Maybe we can relate this and Erica Goode’s article, How Culture Molds Habits of Thought, particularly with the view that Asians tend to be more sensitive to context. We could push this even further by tying in Michael Fried’s definition of theatricality in Minimalism—that minimalist sculpture, particularly Donald Judd and Robert Morris, relies heavily on the bodily relationship between objects in space—or a “holistic view,” not simply “detach[ed] objects from their context” as Goode posits.

To push this even further, we could look at the correlation between Robert Morris’s installation at the Green Gallery, New York, 1964 and the rock gardens at Ryōan-ji which Stanley discussed as having an innate relationship in space that cannot be formulated analytically (Western perspective) but must be drawn out naturally.

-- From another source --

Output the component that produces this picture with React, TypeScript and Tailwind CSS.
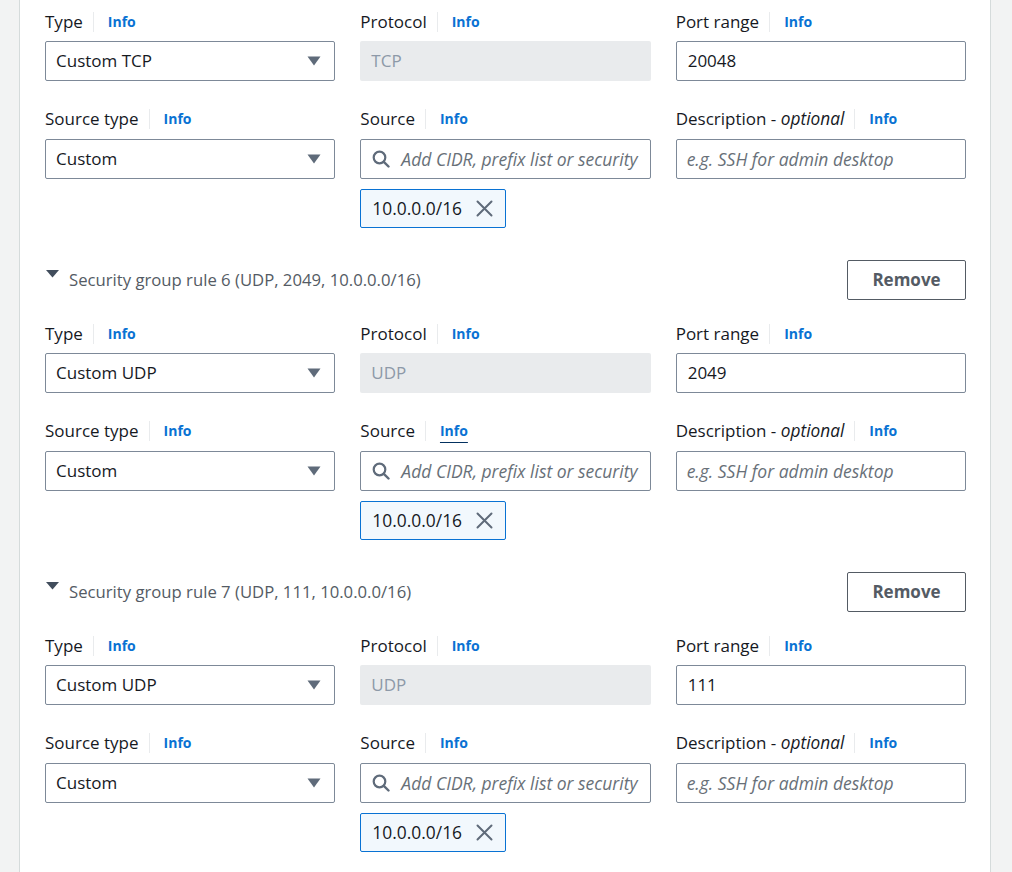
import React from 'react';

const font = { fontFamily: '"Open Sans", "Noto Sans", Arial, sans-serif' };

const Caret = () => (
  <svg width="14" height="10" viewBox="0 0 14 10" className="shrink-0">
    <path d="M0.5 0.5 H13.5 L7 9.5 Z" fill="#5f6b7a" />
  </svg>
);

const SearchIcon = () => (
  <svg width="18" height="18" viewBox="0 0 18 18" className="shrink-0">
    <circle cx="7.5" cy="7.5" r="5.8" fill="none" stroke="#5f6b7a" strokeWidth="2.2" />
    <path d="M11.8 11.8 L16.5 16.5" stroke="#5f6b7a" strokeWidth="2.4" strokeLinecap="round" />
  </svg>
);

const XIcon = () => (
  <svg width="17" height="17" viewBox="0 0 17 17" className="shrink-0">
    <path d="M1.5 1.5 L15.5 15.5 M15.5 1.5 L1.5 15.5" stroke="#5f6b7a" strokeWidth="2" strokeLinecap="round" />
  </svg>
);

const Label = ({ children, underline }: { children: React.ReactNode; underline?: boolean }) => (
  <div className="flex h-6 items-center">
    <span className="pr-[10px] text-[17px] text-[#16191f]">{children}</span>
    <span className="h-5 w-px bg-[#e9ebed]"></span>
    <span
      className={
        underline
          ? 'ml-[14px] text-sm font-bold text-[#0972d3] underline decoration-[#033160] decoration-1 underline-offset-[6px]'
          : 'ml-[14px] text-sm font-bold text-[#0972d3]'
      }
    >
      Info
    </span>
  </div>
);

const Select = ({ value }: { value: string }) => (
  <div className="flex h-10 items-center justify-between rounded-[2px] border border-[#7d8998] bg-white pl-[10px] pr-[13px] text-[17px] text-[#16191f]">
    <span>{value}</span>
    <Caret />
  </div>
);

const Disabled = ({ value }: { value: string }) => (
  <div className="flex h-10 items-center rounded-[2px] bg-[#e9ebed] pl-[11px] text-[17px] text-[#8d99a8]">{value}</div>
);

const TextInput = ({ value }: { value: string }) => (
  <div className="flex h-10 items-center rounded-[2px] border border-[#7d8998] bg-white pl-[11px] text-[17px] text-[#16191f]">
    {value}
  </div>
);

const Placeholder = ({ text }: { text: string }) => (
  <div className="flex h-10 items-center overflow-hidden whitespace-nowrap rounded-[2px] border border-[#7d8998] bg-white pl-[10px] text-[17.5px] italic text-[#687078]">
    {text}
  </div>
);

const SourceInput = () => (
  <div className="flex h-10 items-center gap-[11px] overflow-hidden whitespace-nowrap rounded-[2px] border border-[#7d8998] bg-white pl-[11px] text-[17.5px] italic text-[#687078]">
    <SearchIcon />
    <span>Add CIDR, prefix list or security</span>
  </div>
);

const Token = () => (
  <div className="mt-[10px] flex h-[39px] w-[146px] items-center gap-[14px] rounded-[2px] border border-[#0972d3] bg-[#f2f8fd] pl-[11px] text-[17.4px] text-[#16191f]">
    <span>10.0.0.0/16</span>
    <XIcon />
  </div>
);

type Rule = { type: string; protocol: string; port: string };

const RuleFields = ({ rule, underlineSource }: { rule: Rule; underlineSource?: boolean }) => (
  <>
    <div className="grid grid-cols-3 gap-x-[25px]">
      <div>
        <Label>Type</Label>
        <div className="mt-[7px]"><Select value={rule.type} /></div>
      </div>
      <div>
        <Label>Protocol</Label>
        <div className="mt-[7px]"><Disabled value={rule.protocol} /></div>
      </div>
      <div>
        <Label>Port range</Label>
        <div className="mt-[7px]"><TextInput value={rule.port} /></div>
      </div>
    </div>
    <div className="mt-[26px] grid grid-cols-3 gap-x-[25px]">
      <div>
        <Label>Source type</Label>
        <div className="mt-[8px]"><Select value="Custom" /></div>
      </div>
      <div>
        <Label underline={underlineSource}>Source</Label>
        <div className="mt-[8px]"><SourceInput /></div>
        <Token />
      </div>
      <div>
        <Label>
          Description - <i className="text-[17.3px]">optional</i>
        </Label>
        <div className="mt-[8px]"><Placeholder text="e.g. SSH for admin desktop" /></div>
      </div>
    </div>
  </>
);

const RuleHeader = ({ title }: { title: string }) => (
  <div className="mt-[32px] flex h-10 items-center justify-between">
    <div className="flex items-center">
      <svg width="14" height="8" viewBox="0 0 14 8" className="mb-[12px] ml-px mr-[9px]">
        <path d="M0 0 H13 L6.5 7.5 Z" fill="#414d5c" />
      </svg>
      <span className="text-[16.7px] text-[#545b64]">{title}</span>
    </div>
    <button className="h-10 w-[119px] rounded-[2px] border border-[#545b64] bg-white text-[17px] font-bold text-[#545b64]">
      Remove
    </button>
  </div>
);

export default function App() {
  return (
    <div className="min-h-screen bg-[#f2f3f3] pl-[19px]" style={font}>
      <div className="min-h-[872px] w-[972px] border-x border-[#d5dbdb] bg-white pl-[25px] pr-[24px] pt-[10px]">
        <RuleFields rule={{ type: 'Custom TCP', protocol: 'TCP', port: '20048' }} />
        <RuleHeader title="Security group rule 6 (UDP, 2049, 10.0.0.0/16)" />
        <div className="mt-[22px]">
          <RuleFields rule={{ type: 'Custom UDP', protocol: 'UDP', port: '2049' }} underlineSource />
        </div>
        <RuleHeader title="Security group rule 7 (UDP, 111, 10.0.0.0/16)" />
        <div className="mt-[22px]">
          <RuleFields rule={{ type: 'Custom UDP', protocol: 'UDP', port: '111' }} />
        </div>
      </div>
    </div>
  );
}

Robert Morris, Installation view of Show, 1964, New York, Green Gallery

Rock Gardens at Ryōan-ji, Kyoto, Japan

This may give us some speculative insight into the natural aversion that seems to take place when viewing Minimalist sculpture, for example Donald Judd’s installations in Marfa. If with a Western sensibility one extracted the objects out of space and viewed them as singular objects, they may not be very interesting, but contextually—their interaction with space, the floor, with light, and other bodies moving through the architecture—we can begin to view them with a different lens, one that perhaps a still image cannot reproduce fully, but only a pilgrimage can fulfill.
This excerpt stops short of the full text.